On Thursday the Electronic Communications Privacy Act (ECPA), sponsored by Vermont Senator Patrick Leahy, was unanimously passed by the Senate Judiciary Committee. The ECPA has actually been around since 1986; the new version has been updated for the 21st Century. Now law enforcement will be required to have a search warrant if they want a peek at emails, private messages and data that’s been uploaded to the cloud.
As The Next Web reports, the ACLU is pretty happy the new version of the act has come this far:
“This is an important gain for privacy,” Chris Calabrese, legislative counsel for the ACLU, said in a statement. “We are very happy that the committee voted that all electronic content like emails, photos and other communications held by companies like Google and Facebook should be protected with a search warrant.
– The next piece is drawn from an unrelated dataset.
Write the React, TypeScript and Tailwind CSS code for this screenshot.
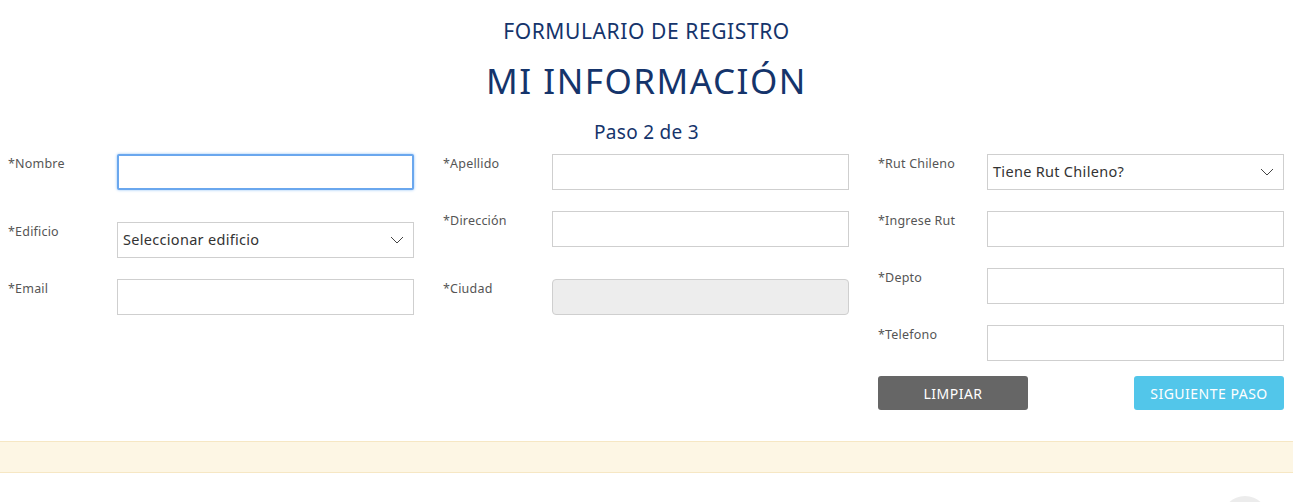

We believe law enforcement should use the same standard to search your inbox that they do to search your home.”
We’ve embedded Senator Leahy’s version of the ECPA below. The ACLU may be pleased with it, but there are still elements in the new legislation that may give privacy activists pause, like provisions on page 12 that allow “emergency acquisition” of electronic data without a warrant for several reasons, including “an immediate threat to national security.”
Some in law enforcement could use the term “immediate threat” as a pretty broad brush.
Passage through a Senate committee is just one positive step ahead for the revised ECPA–the legislation still must go through the rest of the Senate as well as the House, and could see a good deal of revision along the way.